В понятие образа включается не только персонаж, но и картина природы, метафора или сравнение, та или иная деталь описания и пр. Однако в большинстве случаев в центре внимания писателя находится реальный образ человека. Работе писателя над персонажем и будет посвящена настоящая глава. Нас будет занимать здесь: 1) связь образа с той или иной жизненной моделью («прототипом»), 2) внутреннее содержание образа («характер»), 3) его внешние черты («портрет») и, наконец, 4) степень его жизненной характерности («тип»). Однако, прежде чем обратиться ко всем этим вопросам, остановимся на переживаниях художника слова во время его работы над образом.

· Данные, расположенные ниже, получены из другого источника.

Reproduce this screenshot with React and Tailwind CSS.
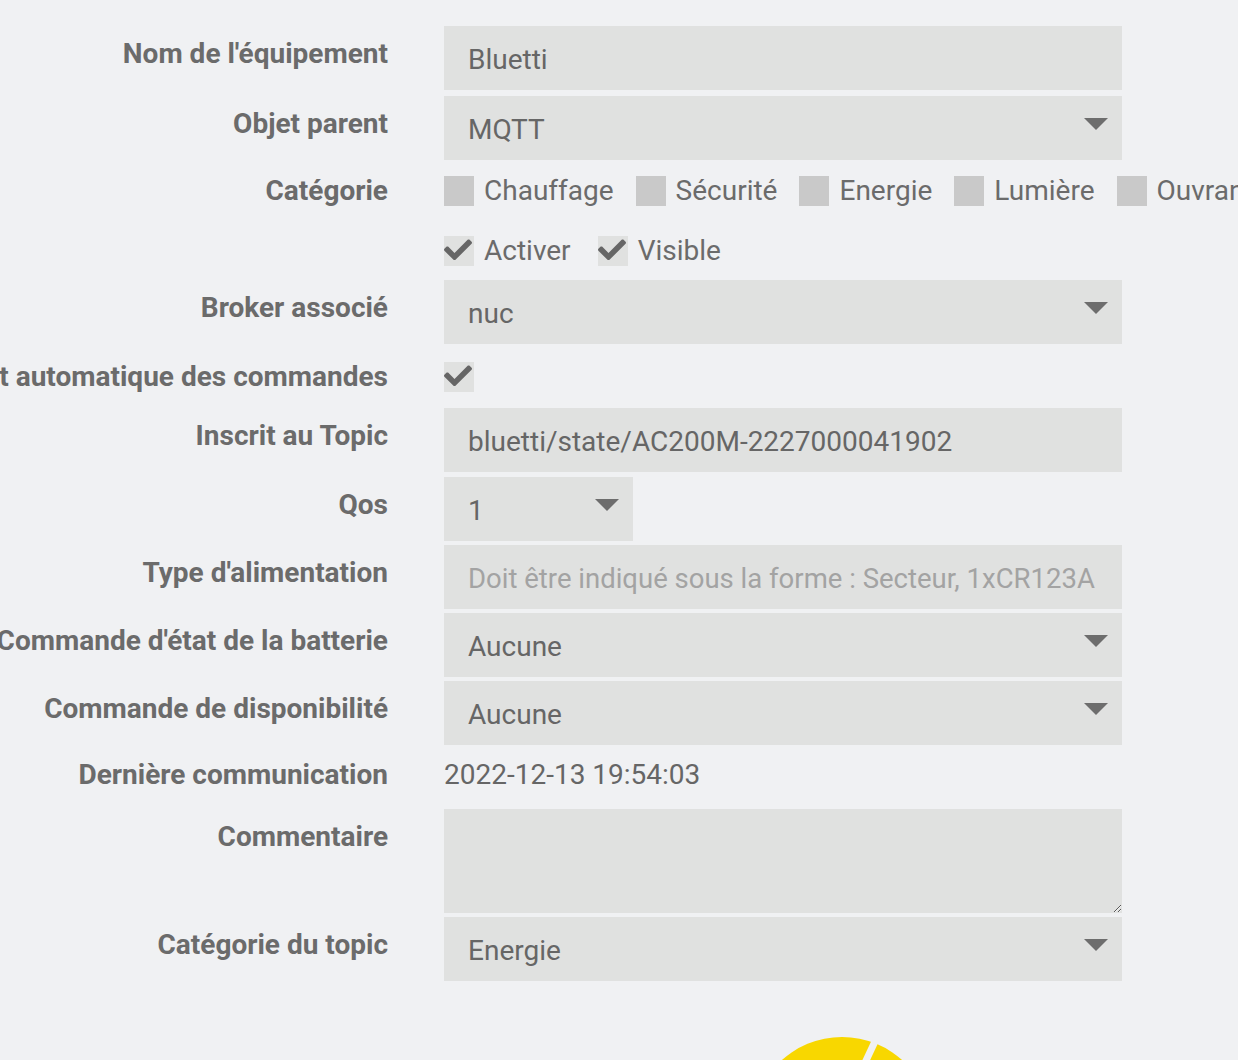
import React from 'react';

const Caret = () => (
  <svg width="24" height="12" viewBox="0 0 24 12" className="shrink-0 self-start mt-[18px]">
    <polygon points="0,0 24,0 12,12" fill="#6d6d6d" />
  </svg>
);

const Check = () => (
  <svg width="28" height="21" viewBox="0 0 512 380" className="absolute left-0 top-[3px]">
    <path
      fill="#666666"
      d="M173.898 359.404l-166.4-166.4c-9.997-9.997-9.997-26.206 0-36.204l36.203-36.204c9.997-9.998 26.207-9.998 36.204 0L192 232.69 432.095-7.404c9.997-9.997 26.207-9.997 36.204 0l36.203 36.204c9.997 9.997 9.997 26.206 0 36.204l-294.4 294.401c-9.998 9.997-26.207 9.997-36.204-.001z"
      transform="translate(0 20)"
    />
  </svg>
);

function Box({ checked, label }) {
  return (
    <div className="flex items-center shrink-0">
      <div className={`relative w-[30px] h-[30px] ${checked ? 'bg-[#e0e1e0]' : 'bg-[#c9c9c9]'}`}>
        {checked && <Check />}
      </div>
      {label && <span className="ml-[10px] text-[28px] leading-[30px] text-[#6b6b6b]">{label}</span>}
    </div>
  );
}

function Label({ children, center }) {
  return (
    <div className={`w-[388px] shrink-0 flex justify-end ${center ? '' : 'pt-[13px]'}`}>
      <span className="whitespace-nowrap font-bold text-[28px] leading-[30px] text-[#6b6b6b]">{children}</span>
    </div>
  );
}

function Field({ value, placeholder, select, width = 'w-[678px]' }) {
  return (
    <div className={`${width} h-[64px] bg-[#e0e1e0] flex items-center justify-between pl-[24px] pr-[14px] pt-[4px]`}>
      {value ? (
        <span className="text-[28px] leading-[32px] text-[#666666] whitespace-nowrap">{value}</span>
      ) : (
        <span className="text-[27.5px] leading-[32px] text-[#a3a3a3] whitespace-nowrap">{placeholder}</span>
      )}
      {select && <Caret />}
    </div>
  );
}

function Row({ label, children, className = '', center }) {
  return (
    <div className={`flex gap-[56px] ${center ? 'items-center' : 'items-start'} ${className}`}>
      <Label center={center}>{label}</Label>
      {children}
    </div>
  );
}

export default function App() {
  return (
    <div className="h-[1060px] w-full overflow-hidden bg-[#f0f1f3]" style={{ fontFamily: 'Roboto, "Liberation Sans", sans-serif' }}>
      <div className="pt-[26px]">
        <Row label="Nom de l'équipement">
          <Field value="Bluetti" />
        </Row>
        <Row label="Objet parent" className="mt-[6px]">
          <Field value="MQTT" select />
        </Row>
        <Row label="Catégorie" className="mt-[16px]" center>
          <div className="flex items-center gap-[22px] h-[30px]">
            <Box label="Chauffage" />
            <Box label="Sécurité" />
            <Box label="Energie" />
            <Box label="Lumière" />
            <Box label="Ouvrant" />
            <Box label="Automatisme" />
          </div>
        </Row>
        <Row label="" className="mt-[30px]" center>
          <div className="flex items-center gap-[27px] h-[30px]">
            <Box checked label="Activer" />
            <Box checked label="Visible" />
          </div>
        </Row>
        <Row label="Broker associé" className="mt-[14px]">
          <Field value="nuc" select />
        </Row>
        <Row label="Ajout automatique des commandes" className="mt-[18px]" center>
          <Box checked />
        </Row>
        <Row label="Inscrit au Topic" className="mt-[16px]">
          <Field value="bluetti/state/AC200M-2227000041902" />
        </Row>
        <Row label="Qos" className="mt-[5px]">
          <Field value="1" select width="w-[189px]" />
        </Row>
        <Row label="Type d'alimentation" className="mt-[4px]">
          <Field placeholder="Doit être indiqué sous la forme : Secteur, 1xCR123A" />
        </Row>
        <Row label="Commande d'état de la batterie" className="mt-[4px]">
          <Field value="Aucune" select />
        </Row>
        <Row label="Commande de disponibilité" className="mt-[4px]">
          <Field value="Aucune" select />
        </Row>
        <Row label="Dernière communication" className="h-[60px]" center>
          <span className="text-[28px] leading-[30px] text-[#666666]">2022-12-13 19:54:03</span>
        </Row>
        <Row label="Commentaire" className="mt-[4px]">
          <textarea className="w-[678px] h-[104px] bg-[#e0e1e0] outline-none block" />
        </Row>
        <Row label="Catégorie du topic" className="mt-[4px]">
          <Field value="Energie" select />
        </Row>
        <div className="mt-[56px] ml-[752px]">
          <svg width="180" height="180" viewBox="0 0 180 180">
            <circle cx="90" cy="90" r="90" fill="#f8d700" />
            <line x1="126" y1="-2" x2="111" y2="30" stroke="#f0f1f3" strokeWidth="7" />
          </svg>
        </div>
      </div>
    </div>
  );
}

У многих писателей эта часть труда является исходной и определяющей. Тургенев не раз подчеркивал, что, только оставаясь на почве конкретно-чувственных образов, он сохраняет способность к художественному творчеству: «Как только я отхожу от образов, я совершенно теряюсь и не знаю, с чего начать. Мне все кажется, что можно с полным правом утверждать обратное тому, что я говорю. Когда же я описываю красный нос или светлые волосы, то волосы действительно светлые, а нос красен — и этого никак не опровергнешь! Чтобы у меня что-нибудь вышло, надо мне постоянно возиться с людьми, брать их живьем».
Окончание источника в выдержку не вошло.